Pull out every line below holding the word "React".

####################

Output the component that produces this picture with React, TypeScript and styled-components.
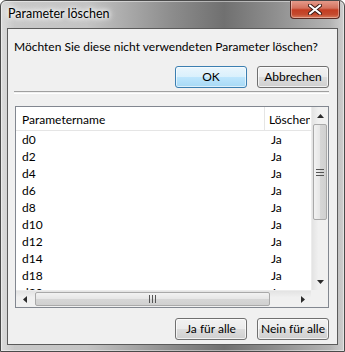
import React from "react";
import styled, { createGlobalStyle } from "styled-components";

const GlobalStyle = createGlobalStyle`
  html, body {
    margin: 0;
    padding: 0;
    background: #ffffff;
  }
  body {
    font-family: Lato, "Liberation Sans", sans-serif;
    font-size: 12px;
    color: #000;
  }
`;

const Window = styled.div`
  width: 345px;
  height: 352px;
  box-sizing: border-box;
  display: flex;
  flex-direction: column;
  padding: 0 6px 6px 6px;
  border: 1px solid #4a4a4a;
  border-radius: 6px 6px 0 0;
  background: linear-gradient(
      to right,
      rgba(255, 255, 255, 0.35) 0%,
      rgba(255, 255, 255, 0) 4%,
      rgba(255, 255, 255, 0) 96%,
      rgba(255, 255, 255, 0.25) 100%
    ),
    linear-gradient(
      to right,
      #c9c9c9 0%,
      #c4c4c4 25%,
      #8c8c8c 50%,
      #707070 65%,
      #8f8f8f 80%,
      #bdbdbd 100%
    );
  box-shadow: inset 0 0 0 1px rgba(255, 255, 255, 0.45);
  overflow: hidden;
`;

const TitleBar = styled.div`
  height: 27px;
  display: flex;
  justify-content: space-between;
  align-items: flex-start;
`;

const Title = styled.div`
  margin-top: 5px;
  padding: 0 6px 0 1px;
  font-size: 12.5px;
  line-height: 16px;
  color: #000;
  text-shadow: 0 0 8px #fff, 0 0 6px #fff, 0 0 4px #fff;
`;

const CloseButton = styled.div`
  width: 50px;
  height: 19px;
  margin-top: -1px;
  margin-right: -2px;
  box-sizing: border-box;
  border: 1px solid #5a2a22;
  border-top: none;
  border-radius: 0 0 4px 4px;
  background: linear-gradient(
    to bottom,
    #e8a090 0%,
    #d4725e 45%,
    #c43d22 55%,
    #c44a2e 80%,
    #d87a5c 100%
  );
  box-shadow: inset 0 0 0 1px rgba(255, 255, 255, 0.35);
  display: flex;
  align-items: center;
  justify-content: center;
`;

const Client = styled.div`
  flex: 1;
  display: flex;
  flex-direction: column;
  background: #f0f0f0;
  border: 1px solid #5b5b5b;
  padding: 0 8px 0 6px;
  min-height: 0;
`;

const Message = styled.div`
  margin-top: 10px;
  line-height: 16px;
  white-space: nowrap;
`;

const ButtonRow = styled.div<{ $top: number }>`
  display: flex;
  justify-content: flex-end;
  gap: 10px;
  margin-top: ${(p) => p.$top}px;
`;

const Button = styled.div<{ $default?: boolean }>`
  width: 72px;
  height: 22px;
  box-sizing: border-box;
  display: flex;
  align-items: center;
  justify-content: center;
  border-radius: 3px;
  border: 1px solid ${(p) => (p.$default ? "#3c7fb1" : "#707070")};
  background: ${(p) =>
    p.$default
      ? "linear-gradient(to bottom, #eaf6fd 0%, #d9f0fc 50%, #bee6fd 50%, #a7d9f5 100%)"
      : "linear-gradient(to bottom, #f2f2f2 0%, #ebebeb 50%, #dddddd 50%, #cfcfcf 100%)"};
  box-shadow: inset 0 0 0 1px
    ${(p) => (p.$default ? "rgba(255,255,255,0.6)" : "rgba(255,255,255,0.7)")};
  line-height: 16px;
  white-space: nowrap;
`;

const Separator = styled.div`
  margin-top: 3px;
  height: 1px;
  border-top: 1px solid #a0a0a0;
  border-bottom: 1px solid #ffffff;
`;

const ListBox = styled.div`
  margin-top: 12px;
  margin-left: 1px;
  height: 202px;
  box-sizing: border-box;
  border: 1px solid #828790;
  background: #ffffff;
  display: grid;
  grid-template-columns: 1fr 17px;
  grid-template-rows: 1fr 17px;
  overflow: hidden;
`;

const ListView = styled.div`
  overflow: hidden;
  display: flex;
  flex-direction: column;
`;

const HeaderRow = styled.div`
  height: 23px;
  flex-shrink: 0;
  display: grid;
  grid-template-columns: 249px 1fr;
  border-bottom: 1px solid #e5e5e5;
  background: #ffffff;
`;

const HeaderCell = styled.div<{ $divider?: boolean }>`
  display: flex;
  align-items: center;
  padding-left: ${(p) => (p.$divider ? 6 : 4)}px;
  padding-top: 1px;
  border-right: 1px solid ${(p) => (p.$divider ? "#e5e5e5" : "transparent")};
  white-space: nowrap;
  overflow: hidden;
  color: #000;
`;

const Row = styled.div`
  height: 17px;
  flex-shrink: 0;
  display: grid;
  grid-template-columns: 249px 1fr;
  line-height: 18px;
`;

const Cell = styled.div<{ $second?: boolean }>`
  padding-left: ${(p) => (p.$second ? 6 : 6)}px;
  white-space: nowrap;
`;

const VScroll = styled.div`
  display: flex;
  flex-direction: column;
  background: linear-gradient(to right, #e3e3e3, #f0f0f0 40%, #f0f0f0);
  border-left: 1px solid #ececec;
`;

const HScroll = styled.div`
  display: flex;
  background: linear-gradient(to bottom, #e3e3e3, #f0f0f0 40%, #f0f0f0);
  border-top: 1px solid #ececec;
`;

const ScrollCorner = styled.div`
  background: #f0f0f0;
`;

const Arrow = styled.div`
  width: 17px;
  height: 17px;
  flex-shrink: 0;
  display: flex;
  align-items: center;
  justify-content: center;
`;

const VThumb = styled.div`
  margin: 0 1px;
  height: 96px;
  box-sizing: border-box;
  border: 1px solid #a9a9a9;
  border-radius: 2px;
  background: linear-gradient(to right, #f2f2f2, #e6e6e6 50%, #d6d6d6 51%, #d0d0d0);
  display: flex;
  align-items: center;
  justify-content: center;
`;

const HThumb = styled.div`
  flex: 1;
  margin: 1px 0;
  box-sizing: border-box;
  border: 1px solid #a9a9a9;
  border-radius: 2px;
  background: linear-gradient(to bottom, #f2f2f2, #e6e6e6 50%, #d6d6d6 51%, #d0d0d0);
  display: flex;
  align-items: center;
  justify-content: center;
`;

const HTrack = styled.div`
  flex: 1;
  display: flex;
  padding: 0 24px 0 2px;
`;

const VTrack = styled.div`
  flex: 1;
`;

const rows = ["d0", "d2", "d4", "d6", "d8", "d10", "d12", "d14", "d18", "d20"];

const CloseIcon = () => (
  <svg width="14" height="11" viewBox="0 0 14 11">
    <path
      d="M2 1.5 L12 9.5 M12 1.5 L2 9.5"
      stroke="#3a1a14"
      strokeWidth="4"
      strokeLinecap="round"
    />
    <path
      d="M2 1.5 L12 9.5 M12 1.5 L2 9.5"
      stroke="#ffffff"
      strokeWidth="2.2"
      strokeLinecap="round"
    />
  </svg>
);

const Tri = ({ dir }: { dir: "up" | "down" | "left" | "right" }) => {
  const pts = {
    up: "0,4 3.5,0 7,4",
    down: "0,0 7,0 3.5,4",
    left: "4,0 4,7 0,3.5",
    right: "0,0 0,7 4,3.5",
  }[dir];
  const vert = dir === "up" || dir === "down";
  return (
    <svg width={vert ? 7 : 4} height={vert ? 4 : 7}>
      <polygon points={pts} fill="#2b2b2b" />
    </svg>
  );
};

const Grip = ({ vertical }: { vertical: boolean }) =>
  vertical ? (
    <svg width="8" height="7">
      <path d="M0 0.5H8M0 3.5H8M0 6.5H8" stroke="#555" strokeWidth="1" />
    </svg>
  ) : (
    <svg width="7" height="8">
      <path d="M0.5 0V8M3.5 0V8M6.5 0V8" stroke="#555" strokeWidth="1" />
    </svg>
  );

export default function App() {
  return (
    <>
      <GlobalStyle />
      <Window>
        <TitleBar>
          <Title>Parameter löschen</Title>
          <CloseButton>
            <CloseIcon />
          </CloseButton>
        </TitleBar>
        <Client>
          <Message>Möchten Sie diese nicht verwendeten Parameter löschen?</Message>
          <ButtonRow $top={11}>
            <Button $default>OK</Button>
            <Button>Abbrechen</Button>
          </ButtonRow>
          <Separator />
          <ListBox>
            <ListView>
              <HeaderRow>
                <HeaderCell $divider>Parametername</HeaderCell>
                <HeaderCell>Löschen</HeaderCell>
              </HeaderRow>
              {rows.map((r) => (
                <Row key={r}>
                  <Cell>{r}</Cell>
                  <Cell $second>Ja</Cell>
                </Row>
              ))}
            </ListView>
            <VScroll>
              <Arrow>
                <Tri dir="up" />
              </Arrow>
              <VThumb>
                <Grip vertical />
              </VThumb>
              <VTrack />
              <Arrow>
                <Tri dir="down" />
              </Arrow>
            </VScroll>
            <HScroll>
              <Arrow>
                <Tri dir="left" />
              </Arrow>
              <HTrack>
                <HThumb>
                  <Grip vertical={false} />
                </HThumb>
              </HTrack>
              <Arrow>
                <Tri dir="right" />
              </Arrow>
            </HScroll>
            <ScrollCorner />
          </ListBox>
          <ButtonRow $top={10}>
            <Button>Ja für alle</Button>
            <Button>Nein für alle</Button>
          </ButtonRow>
        </Client>
      </Window>
    </>
  );
}
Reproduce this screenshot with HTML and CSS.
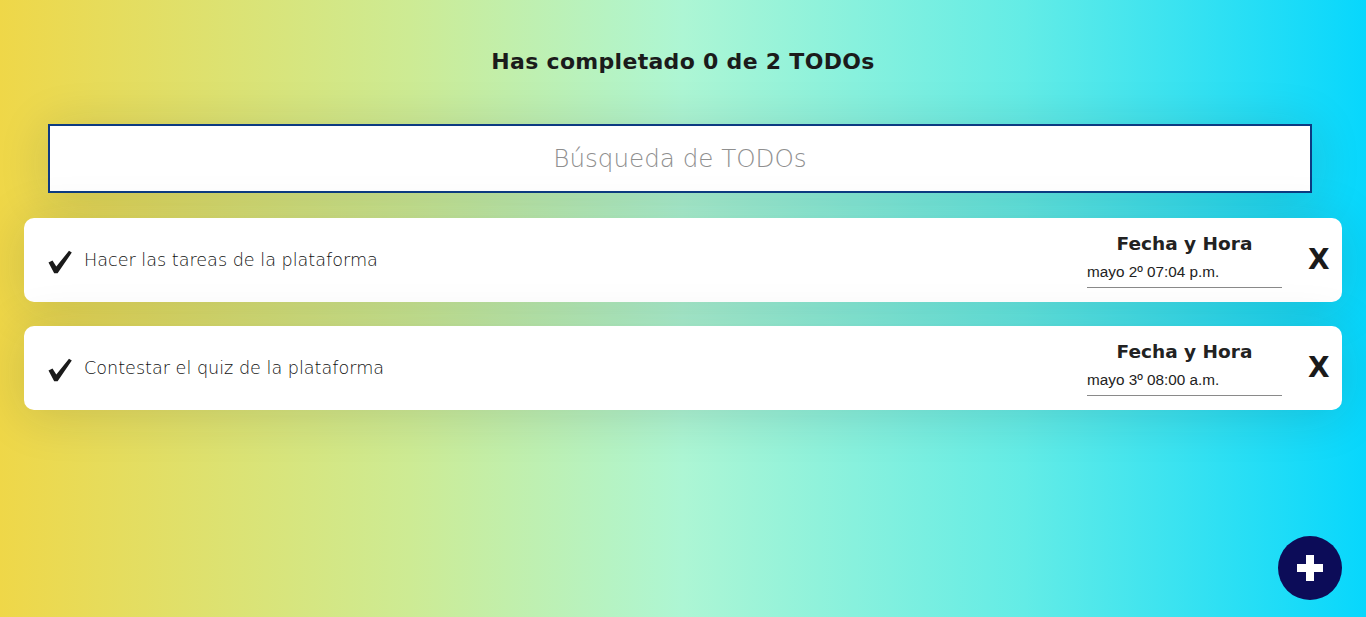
FILE: index.html
```html
<!DOCTYPE html>
<html lang="es">
<head>
<meta charset="utf-8">
<title>TODOs</title>
<link rel="stylesheet" href="styles.css">
</head>
<body>
<main class="app">
  <h1 class="counter">Has completado 0 de 2 TODOs</h1>
  <input class="search" type="text" placeholder="Búsqueda de TODOs">
  <ul class="list">
    <li class="item">
      <svg class="check" width="24" height="24" viewBox="0 0 24 24"><path d="M0.5 12.5 L4.5 10.5 L8.3 16.5 L21 0.8 L23.8 2.6 L9.6 23.2 L6.2 23.2 Z" fill="#1a1a1a"/></svg>
      <p class="text">Hacer las tareas de la plataforma</p>
      <div class="when">
        <span class="when-label">Fecha y Hora</span>
        <span class="when-value">mayo 2º 07:04 p.m.</span>
      </div>
      <span class="delete">X</span>
    </li>
    <li class="item">
      <svg class="check" width="24" height="24" viewBox="0 0 24 24"><path d="M0.5 12.5 L4.5 10.5 L8.3 16.5 L21 0.8 L23.8 2.6 L9.6 23.2 L6.2 23.2 Z" fill="#1a1a1a"/></svg>
      <p class="text">Contestar el quiz de la plataforma</p>
      <div class="when">
        <span class="when-label">Fecha y Hora</span>
        <span class="when-value">mayo 3º 08:00 a.m.</span>
      </div>
      <span class="delete">X</span>
    </li>
  </ul>
</main>
<button class="fab" aria-label="Agregar">
  <svg width="28" height="28" viewBox="0 0 28 28"><rect x="10" y="1" width="8" height="26" fill="#fff"/><rect x="1" y="10" width="26" height="8" fill="#fff"/></svg>
</button>
</body>
</html>
```

FILE: styles.css
```css
html, body {
  margin: 0;
  height: 100%;
}
body {
  background: linear-gradient(90deg, #efd748 0%, #cdeb94 30%, #adf6d4 50%, #63ece6 75%, #07d7fd 100%);
  font-family: "DejaVu Sans", "Open Sans", sans-serif;
  color: #1e1e1e;
  overflow: hidden;
}
.app {
  display: flex;
  flex-direction: column;
  padding: 0 24px;
}
.counter {
  margin: 0;
  height: 124px;
  display: flex;
  align-items: center;
  justify-content: center;
  font-size: 22px;
  font-weight: bold;
  letter-spacing: 0.3px;
  line-height: 1;
  color: #1b1b1b;
}
.search {
  margin: 0 0 25px 24px;
  width: 1264px;
  height: 69px;
  box-sizing: border-box;
  border: 2px solid #0d3b82;
  background: #fff;
  text-align: center;
  font-family: "DejaVu Sans", sans-serif;
  font-weight: 200;
  font-size: 24.6px;
  color: #333;
  outline: none;
  box-shadow: 0 5px 50px rgba(30, 30, 30, 0.15);
}
.search::placeholder {
  color: #8f8f8f;
}
.list {
  list-style: none;
  margin: 0;
  padding: 0;
  display: flex;
  flex-direction: column;
  gap: 24px;
}
.item {
  height: 84px;
  box-sizing: border-box;
  background: #fff;
  border-radius: 10px;
  display: flex;
  align-items: center;
  padding: 0 14px 0 24px;
  box-shadow: 0 5px 50px rgba(30, 30, 30, 0.15);
}
.check {
  flex: none;
  margin-right: 12px;
  margin-top: 4px;
}
.text {
  flex: 1;
  margin: 0;
  font-size: 17.6px;
  font-weight: 200;
  color: #111;
}
.when {
  width: 195px;
  align-self: stretch;
  display: flex;
  flex-direction: column;
  align-items: center;
  margin-right: 26px;
  padding-top: 15px;
  box-sizing: border-box;
}
.when-label {
  font-weight: bold;
  font-size: 18.5px;
  color: #222;
  line-height: 22px;
}
.when-value {
  align-self: stretch;
  margin-top: 7px;
  font-family: "Liberation Sans", Arial, sans-serif;
  font-size: 15.3px;
  color: #222;
  line-height: 20px;
  padding-bottom: 5px;
  border-bottom: 1px solid #8a8a8a;
}
.delete {
  font-weight: bold;
  font-size: 28px;
  color: #1a1a1a;
  width: 20px;
  text-align: center;
  line-height: 1;
}
.fab {
  position: fixed;
  right: 24px;
  bottom: 17px;
  width: 64px;
  height: 64px;
  border-radius: 50%;
  border: none;
  background: #0c0c58;
  display: flex;
  align-items: center;
  justify-content: center;
  padding: 0;
}
```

####################

**RESULT OF THE TASK**
Output the component that produces this picture with React, TypeScript and styled-components.
import React from "react";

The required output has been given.